Sparse deepfake detection promotes better disentanglement
Antoine Teissier , Marie Tahon , Nicolas Dugué , Aghilas Sini
Published on arXiv
2510.05696
Output Integrity Attack
OWASP ML Top 10 — ML09
Key Finding
Achieves EER of 23.36% on ASVSpoof5 test set with 95% sparsity, with sparse representations providing measurably better disentanglement of attack factors in the latent space.
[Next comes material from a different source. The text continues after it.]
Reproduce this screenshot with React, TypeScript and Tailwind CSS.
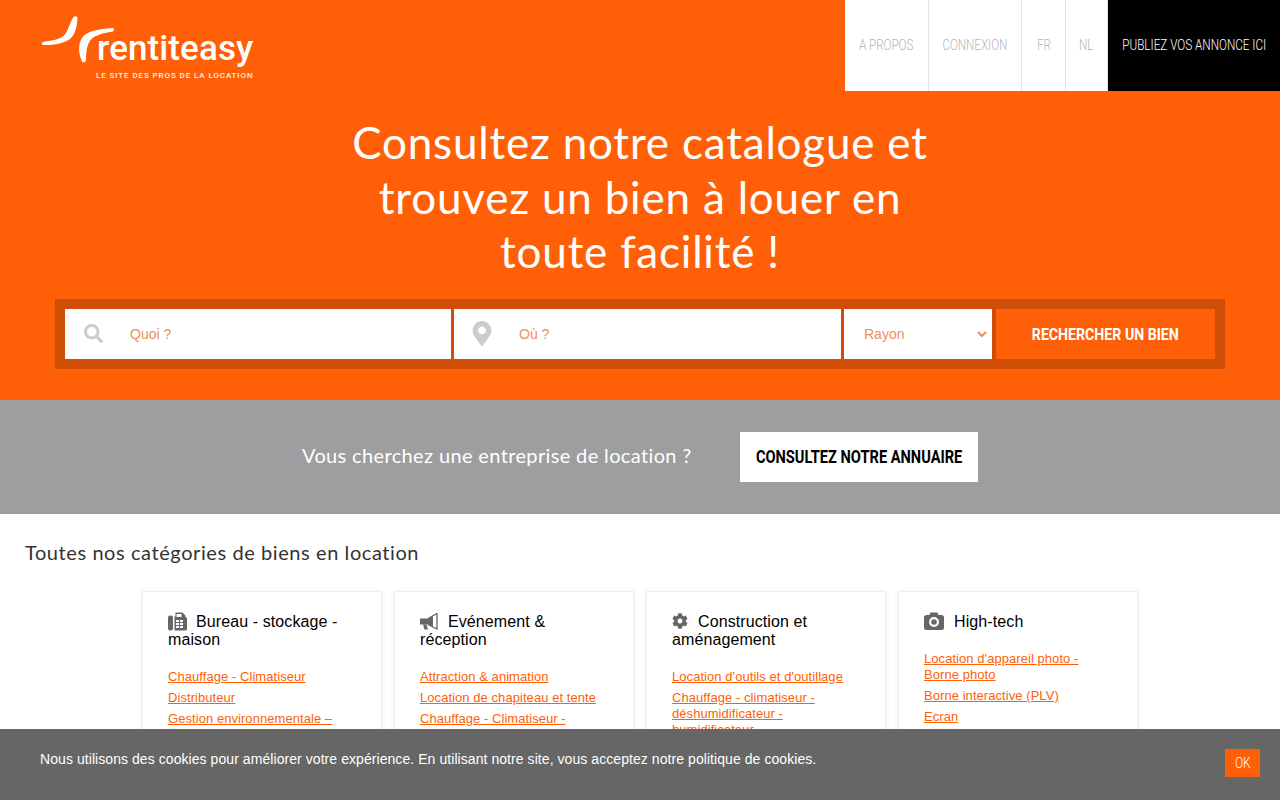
import React from "react";
import { FaCog, FaMapMarkerAlt, FaSearch } from "react-icons/fa";

const din = "font-['Roboto',sans-serif]";
const raleway = "font-['Lato',sans-serif]";
const helvetica = "font-['Liberation_Sans',Arial,sans-serif]";

const navItems = [
  { label: "A PROPOS", width: "w-[84px]" },
  { label: "CONNEXION", width: "w-[93px]" },
  { label: "FR", width: "w-[44px]" },
  { label: "NL", width: "w-[42px]" },
];

const FaxIcon = () => (
  <svg viewBox="0 0 19 19" className="inline-block w-[19px] h-[19px] mr-[9px] -mt-[3px] text-[#666]" fill="currentColor">
    <rect x="0" y="3.5" width="5" height="15" rx="2" />
    <path d="M6.5 18.5V4.5h1V0.5h7l3 3v1.5a1.5 1.5 0 0 1 1.5 1.5v10.5a1.5 1.5 0 0 1-1.5 1.5z" />
    <path d="M8.5 2h5v3h-5z" fill="#fff" />
    <path d="M8 8h3v2H8zM12 8h3v2h-3zM8 11h3v2H8zM12 11h3v2h-3zM8 14h3v2H8zM12 14h3v2h-3z" fill="#fff" />
  </svg>
);

const BullhornIcon = () => (
  <svg viewBox="0 0 19 17" className="inline-block w-[19px] h-[17px] mr-[9px] -mt-[3px] text-[#666]" fill="currentColor">
    <path d="M0 5.5h8L13 3v11L8 11.5H0z" />
    <path d="M3 11.5h3.5l1.5 5H4.5z" />
    <path d="M8 5.5L17 0.5V16L8 11.5" fill="none" stroke="currentColor" strokeWidth="1.3" />
  </svg>
);

const CameraIcon = () => (
  <svg viewBox="0 0 20 18" className="inline-block w-[20px] h-[18px] mr-[10px] -mt-[3px] text-[#666]" fill="currentColor">
    <path d="M2.5 3H5.5L6.5 0.5H13.5L14.5 3h3A2.5 2.5 0 0 1 20 5.5v10a2.5 2.5 0 0 1-2.5 2.5h-15A2.5 2.5 0 0 1 0 15.5v-10A2.5 2.5 0 0 1 2.5 3z" />
    <circle cx="10" cy="10" r="5" fill="#fff" />
    <circle cx="10" cy="10" r="2.8" />
  </svg>
);

const categories = [
  {
    icon: <FaxIcon />,
    title: "Bureau - stockage - maison",
    links: ["Chauffage - Climatiseur", "Distributeur", "Gestion environnementale –"],
  },
  {
    icon: <BullhornIcon />,
    title: "Evénement & réception",
    links: ["Attraction & animation", "Location de chapiteau et tente", "Chauffage - Climatiseur -"],
  },
  {
    icon: <FaCog className="inline-block w-[16px] h-[16px] mr-[10px] -mt-[3px] text-[#666]" />,
    title: "Construction et aménagement",
    links: ["Location d'outils et d'outillage", "Chauffage - climatiseur - déshumidificateur - humidificateur"],
  },
  {
    icon: <CameraIcon />,
    title: "High-tech",
    links: ["Location d'appareil photo - Borne photo", "Borne interactive (PLV)", "Ecran"],
  },
];

const Logo = () => (
  <div className="flex flex-col ml-[41px] mt-[15px] w-[214px] text-white">
    <div className="flex items-end h-[50px]">
      <svg width="74" height="50" viewBox="0 0 74 50" fill="currentColor" className="shrink-0">
        <path d="M32.5 2C34.5 .5 36.5 1 36.5 3.5 36 10 35 18 30 23 24 29 10 30.5 2 30 .5 30 .5 27.5 2 27 9 25.5 18 25 23 20.5 27 16.5 29 7 32.5 2Z" />
        <path d="M71.5 13C73.5 13 73.5 16 71.5 16.5 64 18 56 19.5 51 23.5 45.5 28.5 45 38 45 45 44.5 48 41 48 40.5 45.5 37 36 37 27 43 20.5 50 14.5 62 14 71.5 13Z" />
      </svg>
      <span className="font-['Roboto',sans-serif] font-medium text-[35px] leading-[36px] -ml-[18px] -mb-[2px] tracking-[0.1px] whitespace-nowrap">
        rentiteasy
      </span>
    </div>
    <span className="font-['Roboto',sans-serif] font-medium text-[8px] leading-[10px] tracking-[0.9px] mt-[6px] ml-[55px] whitespace-nowrap opacity-90">
      LE SITE DES PROS DE LA LOCATION
    </span>
  </div>
);

const Nav = () => (
  <nav className={`flex h-[91px] ${din} font-light text-[15px]`}>
    {navItems.map((item) => (
      <a
        key={item.label}
        className={`${item.width} bg-white text-[#b4b4b4] border-r border-[#e2e2e2] last:border-r-0 flex items-center justify-center`}
      >
        <span className="inline-block scale-x-[0.775] whitespace-nowrap">{item.label}</span>
      </a>
    ))}
    <a className="w-[172px] bg-black text-white flex items-center justify-center">
      <span className="inline-block scale-x-[0.78] whitespace-nowrap">PUBLIEZ VOS ANNONCE ICI</span>
    </a>
  </nav>
);

const SearchBar = () => (
  <div className="mx-[55px] mt-[20px] h-[70px] bg-[#cf4f08] p-[10px] flex gap-[3px]">
    <div className="w-[386px] h-[50px] bg-white flex items-center">
      <FaSearch className="w-[19px] h-[19px] ml-[19px] mr-[27px] text-[#cccccc]" />
      <input
        placeholder="Quoi ?"
        className={`flex-1 min-w-0 outline-none pt-[2px] text-[14px] ${helvetica} placeholder:text-[#ee8f5e]`}
      />
    </div>
    <div className="w-[387px] h-[50px] bg-white flex items-center">
      <FaMapMarkerAlt className="w-[20px] h-[25px] ml-[18px] mr-[27px] text-[#cccccc]" />
      <input
        placeholder="Où ?"
        className={`flex-1 min-w-0 outline-none pt-[2px] text-[14px] ${helvetica} placeholder:text-[#ee8f5e]`}
      />
    </div>
    <div className="w-[148px] h-[50px] bg-white flex items-center justify-between pt-[1px] pl-[20px] pr-[5px]">
      <span className={`text-[14px] text-[#ee8f5e] ${helvetica}`}>Rayon</span>
      <svg width="10" height="7" viewBox="0 0 10 7" fill="none" stroke="#ee8f5e" strokeWidth="2">
        <path d="M1 1l4 4 4-4" />
      </svg>
    </div>
    <button className={`ml-[1px] w-[219px] h-[50px] pt-[2px] bg-[#ff5f07] text-white font-bold text-[17px] ${din}`}>
      <span className="inline-block scale-x-[0.832] whitespace-nowrap">RECHERCHER UN BIEN</span>
    </button>
  </div>
);

const Hero = () => (
  <section className="bg-[#ff5f07] h-[400px]">
    <div className="flex justify-between items-start h-[91px]">
      <Logo />
      <Nav />
    </div>
    <h1 className={`${raleway} mt-[24px] text-white text-center text-[44px] leading-[54.5px] tracking-[0.8px]`}>
      Consultez notre catalogue et
      <br />
      trouvez un bien à louer en
      <br />
      toute facilité !
    </h1>
    <SearchBar />
  </section>
);

const Annuaire = () => (
  <section className="bg-[#9d9ea0] h-[114px] flex items-center pl-[302px] gap-[48px]">
    <p className={`${raleway} text-white text-[20px] tracking-[0.36px] w-[390px] whitespace-nowrap -mt-[4px]`}>
      Vous cherchez une entreprise de location ?
    </p>
    <a className={`w-[238px] h-[50px] pb-[1px] bg-white text-black font-bold text-[18px] flex items-center justify-center ${din}`}>
      <span className="inline-block scale-x-[0.812] whitespace-nowrap">CONSULTEZ NOTRE ANNUAIRE</span>
    </a>
  </section>
);

const CategoryCard = ({ icon, title, links }: { icon: React.ReactNode; title: string; links: string[] }) => (
  <div className="w-[240px] border border-[#eeeeee] shadow-[0_2px_6px_rgba(0,0,0,0.08)] bg-white px-[25px] pt-[21px] pb-[20px]">
    <h3 className={`${helvetica} text-[16px] leading-[18px] tracking-[0.1px] text-black mb-[20px]`}>
      {icon}
      {title}
    </h3>
    <ul className={`${helvetica} text-[13px] leading-[16px] tracking-[0.06px] text-[#ff5f07]`}>
      {links.map((link) => (
        <li key={link} className="mb-[5px]">
          <a className="underline">{link}</a>
        </li>
      ))}
    </ul>
  </div>
);

const Categories = () => (
  <section className="bg-white h-[215px] overflow-hidden">
    <h2 className={`${raleway} text-[20px] leading-[24px] tracking-[0.58px] text-[#333] pt-[26px] pl-[25px] box-content`}>
      Toutes nos catégories de biens en location
    </h2>
    <div className="flex gap-[12px] pl-[142px] mt-[27px]">
      {categories.map((c) => (
        <CategoryCard key={c.title} icon={c.icon} title={c.title} links={c.links} />
      ))}
    </div>
  </section>
);

const CookieBar = () => (
  <div className="h-[71px] bg-[#666666] flex items-start justify-between pl-[40px] pr-[20px] pt-[20px]">
    <p className={`${helvetica} text-white text-[14px] leading-[20px] tracking-[0.065px]`}>
      Nous utilisons des cookies pour améliorer votre expérience. En utilisant notre site, vous acceptez notre politique de cookies.
    </p>
    <button className={`w-[35px] h-[28px] bg-[#ff5f07] text-white font-light text-[15px] ${din}`}>
      <span className="inline-block scale-x-[0.8]">OK</span>
    </button>
  </div>
);

export default function App() {
  return (
    <div className="h-screen overflow-hidden">
      <Hero />
      <Annuaire />
      <Categories />
      <CookieBar />
    </div>
  );
}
TopK sparse activation on AASIST embeddings
Novel technique introduced
Due to the rapid progress of speech synthesis, deepfake detection has become a major concern in the speech processing community. Because it is a critical task, systems must not only be efficient and robust, but also provide interpretable explanations. Among the different approaches for explainability, we focus on the interpretation of latent representations. In such paper, we focus on the last layer of embeddings of AASIST, a deepfake detection architecture. We use a TopK activation inspired by SAEs on this layer to obtain sparse representations which are used in the decision process. We demonstrate that sparse deepfake detection can improve detection performance, with an EER of 23.36% on ASVSpoof5 test set, with 95% of sparsity. We then show that these representations provide better disentanglement, using completeness and modularity metrics based on mutual information. Notably, some attacks are directly encoded in the latent space.
Key Contributions
- First application of sparse constraints (TopK activation inspired by Sparse Autoencoders) to audio deepfake detection on the AASIST architecture
- Empirical evidence that 95% sparsity achieves an EER of 23.36% on ASVSpoof5 while improving latent-space disentanglement
- Analysis framework using completeness and modularity metrics (mutual information-based) showing attack types are encoded in sparse latent dimensions
🛡️ Threat Analysis
Proposes a novel detection architecture for AI-generated speech (audio deepfakes) by modifying AASIST with TopK sparse activations — a novel forensic/detection technique, not merely applying existing methods to a domain.